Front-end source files

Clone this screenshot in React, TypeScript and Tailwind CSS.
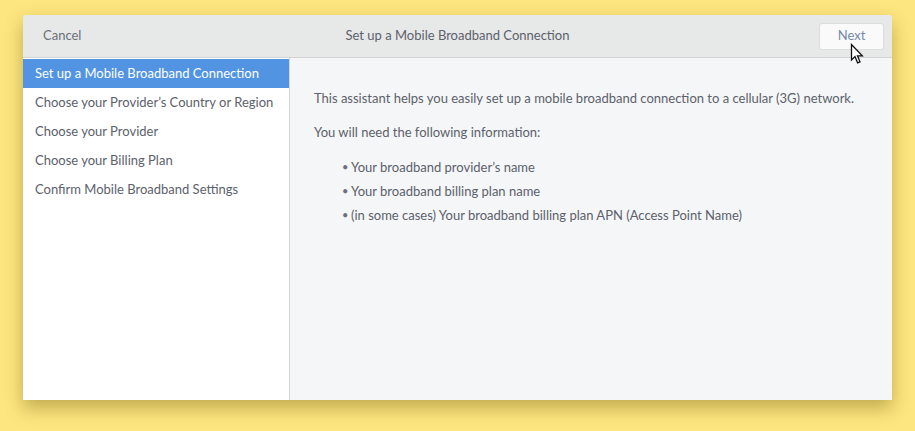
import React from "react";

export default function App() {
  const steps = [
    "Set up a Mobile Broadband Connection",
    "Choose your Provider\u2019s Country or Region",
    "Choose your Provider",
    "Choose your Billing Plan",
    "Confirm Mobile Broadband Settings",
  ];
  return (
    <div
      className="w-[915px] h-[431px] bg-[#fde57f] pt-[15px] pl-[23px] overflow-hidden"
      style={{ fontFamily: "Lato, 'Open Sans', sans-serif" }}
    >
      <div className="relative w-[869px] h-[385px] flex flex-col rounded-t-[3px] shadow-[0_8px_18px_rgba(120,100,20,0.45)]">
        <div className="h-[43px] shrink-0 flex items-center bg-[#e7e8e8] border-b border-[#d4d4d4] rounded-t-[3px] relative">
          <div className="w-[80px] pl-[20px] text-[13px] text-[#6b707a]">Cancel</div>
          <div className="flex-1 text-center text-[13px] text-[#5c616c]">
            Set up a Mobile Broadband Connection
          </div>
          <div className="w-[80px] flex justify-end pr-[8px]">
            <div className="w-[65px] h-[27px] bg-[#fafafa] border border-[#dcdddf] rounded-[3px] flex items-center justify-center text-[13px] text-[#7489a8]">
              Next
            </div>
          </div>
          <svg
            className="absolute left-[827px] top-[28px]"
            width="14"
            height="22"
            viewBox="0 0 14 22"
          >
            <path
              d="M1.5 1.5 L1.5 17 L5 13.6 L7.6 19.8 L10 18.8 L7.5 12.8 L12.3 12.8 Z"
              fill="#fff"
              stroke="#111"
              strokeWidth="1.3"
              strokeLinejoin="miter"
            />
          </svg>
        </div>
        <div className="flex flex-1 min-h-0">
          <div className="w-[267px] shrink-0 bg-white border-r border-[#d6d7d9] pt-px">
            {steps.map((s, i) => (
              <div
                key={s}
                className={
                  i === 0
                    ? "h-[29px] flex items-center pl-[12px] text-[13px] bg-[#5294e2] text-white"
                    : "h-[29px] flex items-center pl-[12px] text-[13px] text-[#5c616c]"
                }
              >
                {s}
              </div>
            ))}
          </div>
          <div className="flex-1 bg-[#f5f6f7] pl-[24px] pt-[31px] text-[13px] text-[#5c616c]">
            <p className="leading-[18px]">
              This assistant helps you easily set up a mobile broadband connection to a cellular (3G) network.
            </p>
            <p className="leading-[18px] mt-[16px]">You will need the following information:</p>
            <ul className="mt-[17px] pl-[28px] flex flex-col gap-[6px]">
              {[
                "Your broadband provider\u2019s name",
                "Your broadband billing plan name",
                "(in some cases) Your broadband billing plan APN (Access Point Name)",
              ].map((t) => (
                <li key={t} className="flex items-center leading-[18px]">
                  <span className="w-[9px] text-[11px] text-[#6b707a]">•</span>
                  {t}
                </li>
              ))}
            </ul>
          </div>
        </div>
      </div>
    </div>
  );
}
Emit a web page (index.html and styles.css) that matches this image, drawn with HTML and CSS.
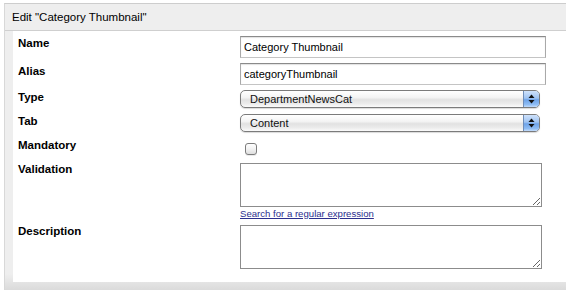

→ **Task directions**:
Repeat the lines above, starting at the first and stopping after the line that holds "import React from", with the pictures left out.

→ **The response**:
Clone this screenshot in React, TypeScript and Tailwind CSS.
import React from "react";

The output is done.